> Extracted data entries:

· · ·

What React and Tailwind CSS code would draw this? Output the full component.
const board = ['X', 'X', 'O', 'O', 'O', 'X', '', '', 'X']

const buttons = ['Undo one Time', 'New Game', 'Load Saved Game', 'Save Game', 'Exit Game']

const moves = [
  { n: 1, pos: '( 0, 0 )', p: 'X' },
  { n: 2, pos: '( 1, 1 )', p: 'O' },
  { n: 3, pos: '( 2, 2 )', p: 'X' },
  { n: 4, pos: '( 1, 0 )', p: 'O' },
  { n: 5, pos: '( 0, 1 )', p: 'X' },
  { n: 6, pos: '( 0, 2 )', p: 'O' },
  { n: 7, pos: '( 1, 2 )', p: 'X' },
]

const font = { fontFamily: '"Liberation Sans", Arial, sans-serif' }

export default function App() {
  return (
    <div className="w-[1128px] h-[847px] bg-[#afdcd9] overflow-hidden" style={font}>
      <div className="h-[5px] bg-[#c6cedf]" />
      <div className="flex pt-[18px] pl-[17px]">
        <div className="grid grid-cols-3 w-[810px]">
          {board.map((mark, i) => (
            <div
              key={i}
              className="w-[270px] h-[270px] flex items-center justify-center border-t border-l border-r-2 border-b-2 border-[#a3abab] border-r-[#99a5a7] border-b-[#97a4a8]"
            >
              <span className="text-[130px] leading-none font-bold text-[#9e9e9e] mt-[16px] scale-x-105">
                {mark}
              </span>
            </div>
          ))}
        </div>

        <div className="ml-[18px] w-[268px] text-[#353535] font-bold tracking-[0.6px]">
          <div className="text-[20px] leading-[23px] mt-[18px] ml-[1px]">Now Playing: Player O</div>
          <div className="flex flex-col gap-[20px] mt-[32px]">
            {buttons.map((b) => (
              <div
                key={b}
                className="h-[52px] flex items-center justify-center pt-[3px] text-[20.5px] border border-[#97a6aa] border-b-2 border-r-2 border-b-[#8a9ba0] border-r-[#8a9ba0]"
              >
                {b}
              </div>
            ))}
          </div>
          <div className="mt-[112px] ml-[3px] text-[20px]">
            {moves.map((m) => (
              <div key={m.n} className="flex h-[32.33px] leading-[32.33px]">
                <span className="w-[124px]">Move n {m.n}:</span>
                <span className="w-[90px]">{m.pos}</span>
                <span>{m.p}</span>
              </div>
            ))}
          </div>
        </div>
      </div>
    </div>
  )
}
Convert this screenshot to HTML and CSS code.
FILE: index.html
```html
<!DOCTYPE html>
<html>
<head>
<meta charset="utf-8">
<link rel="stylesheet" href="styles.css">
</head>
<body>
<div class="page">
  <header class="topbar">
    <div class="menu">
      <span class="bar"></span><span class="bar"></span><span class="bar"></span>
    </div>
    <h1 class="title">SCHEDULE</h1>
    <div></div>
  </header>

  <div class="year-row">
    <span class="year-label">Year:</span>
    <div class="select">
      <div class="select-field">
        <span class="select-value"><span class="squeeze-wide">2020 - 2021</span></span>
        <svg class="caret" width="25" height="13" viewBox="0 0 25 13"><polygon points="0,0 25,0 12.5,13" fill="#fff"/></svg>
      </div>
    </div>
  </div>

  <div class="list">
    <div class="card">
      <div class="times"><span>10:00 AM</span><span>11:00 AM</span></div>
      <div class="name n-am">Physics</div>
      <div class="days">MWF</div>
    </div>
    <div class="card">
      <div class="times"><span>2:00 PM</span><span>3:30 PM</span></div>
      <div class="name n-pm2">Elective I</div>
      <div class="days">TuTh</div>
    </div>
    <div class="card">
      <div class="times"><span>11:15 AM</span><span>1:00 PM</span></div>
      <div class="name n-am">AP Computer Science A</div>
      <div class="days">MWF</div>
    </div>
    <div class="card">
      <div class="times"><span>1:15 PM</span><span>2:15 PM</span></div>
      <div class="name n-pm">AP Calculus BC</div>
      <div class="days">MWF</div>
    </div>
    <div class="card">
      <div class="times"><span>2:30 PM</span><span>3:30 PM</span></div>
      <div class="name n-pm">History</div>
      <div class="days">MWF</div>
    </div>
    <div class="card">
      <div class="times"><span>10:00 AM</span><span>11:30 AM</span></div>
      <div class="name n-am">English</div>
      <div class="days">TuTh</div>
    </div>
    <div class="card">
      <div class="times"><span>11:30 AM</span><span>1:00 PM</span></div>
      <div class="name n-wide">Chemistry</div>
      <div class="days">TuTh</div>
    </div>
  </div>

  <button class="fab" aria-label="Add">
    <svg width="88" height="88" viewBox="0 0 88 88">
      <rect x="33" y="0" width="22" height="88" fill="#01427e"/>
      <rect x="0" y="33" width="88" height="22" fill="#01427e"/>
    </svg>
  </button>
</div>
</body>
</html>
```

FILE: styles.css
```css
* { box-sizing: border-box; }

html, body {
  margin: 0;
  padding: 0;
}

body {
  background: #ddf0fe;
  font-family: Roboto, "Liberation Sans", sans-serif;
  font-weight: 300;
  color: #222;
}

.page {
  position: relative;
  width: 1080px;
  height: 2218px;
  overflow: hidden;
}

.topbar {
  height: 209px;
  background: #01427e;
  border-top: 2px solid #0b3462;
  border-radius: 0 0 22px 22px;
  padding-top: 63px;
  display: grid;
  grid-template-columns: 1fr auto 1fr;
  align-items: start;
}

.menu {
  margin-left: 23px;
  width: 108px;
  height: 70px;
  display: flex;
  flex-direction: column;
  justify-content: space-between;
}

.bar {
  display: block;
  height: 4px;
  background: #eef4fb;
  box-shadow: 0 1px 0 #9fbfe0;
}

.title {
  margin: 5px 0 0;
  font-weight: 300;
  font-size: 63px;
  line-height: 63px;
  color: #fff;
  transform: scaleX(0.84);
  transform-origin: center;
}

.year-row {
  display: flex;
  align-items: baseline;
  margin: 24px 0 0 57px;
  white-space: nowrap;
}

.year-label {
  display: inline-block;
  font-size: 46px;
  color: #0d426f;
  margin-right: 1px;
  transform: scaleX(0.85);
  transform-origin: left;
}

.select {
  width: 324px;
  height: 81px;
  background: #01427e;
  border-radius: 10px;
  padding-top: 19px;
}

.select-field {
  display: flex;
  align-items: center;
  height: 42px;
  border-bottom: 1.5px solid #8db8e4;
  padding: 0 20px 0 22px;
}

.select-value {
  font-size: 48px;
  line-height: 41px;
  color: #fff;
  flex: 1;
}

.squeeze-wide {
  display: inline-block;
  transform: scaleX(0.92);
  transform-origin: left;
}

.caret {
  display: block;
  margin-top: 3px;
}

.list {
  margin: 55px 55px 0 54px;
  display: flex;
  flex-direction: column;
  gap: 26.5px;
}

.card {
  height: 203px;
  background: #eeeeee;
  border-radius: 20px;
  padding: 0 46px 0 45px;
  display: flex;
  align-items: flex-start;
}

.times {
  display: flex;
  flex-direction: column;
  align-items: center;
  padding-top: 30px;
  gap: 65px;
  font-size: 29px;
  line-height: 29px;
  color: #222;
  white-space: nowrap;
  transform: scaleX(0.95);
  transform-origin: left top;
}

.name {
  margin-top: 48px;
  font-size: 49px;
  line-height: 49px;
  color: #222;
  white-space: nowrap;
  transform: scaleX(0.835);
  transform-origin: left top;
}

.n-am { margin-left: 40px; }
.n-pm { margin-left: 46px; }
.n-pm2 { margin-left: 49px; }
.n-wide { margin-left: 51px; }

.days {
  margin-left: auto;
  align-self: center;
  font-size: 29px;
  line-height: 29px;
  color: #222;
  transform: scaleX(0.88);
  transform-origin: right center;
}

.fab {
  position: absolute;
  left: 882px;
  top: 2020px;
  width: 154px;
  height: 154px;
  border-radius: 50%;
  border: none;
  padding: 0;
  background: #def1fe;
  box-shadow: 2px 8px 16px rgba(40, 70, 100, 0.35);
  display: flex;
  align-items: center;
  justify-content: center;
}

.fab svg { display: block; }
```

· · ·

Please restate only the opening stretch of the records above: every line from the first through the one containing "const buttons = ['Undo", exactly as written.

> Finished task:
What React and Tailwind CSS code would draw this? Output the full component.
const board = ['X', 'X', 'O', 'O', 'O', 'X', '', '', 'X']

const buttons = ['Undo one Time', 'New Game', 'Load Saved Game', 'Save Game', 'Exit Game']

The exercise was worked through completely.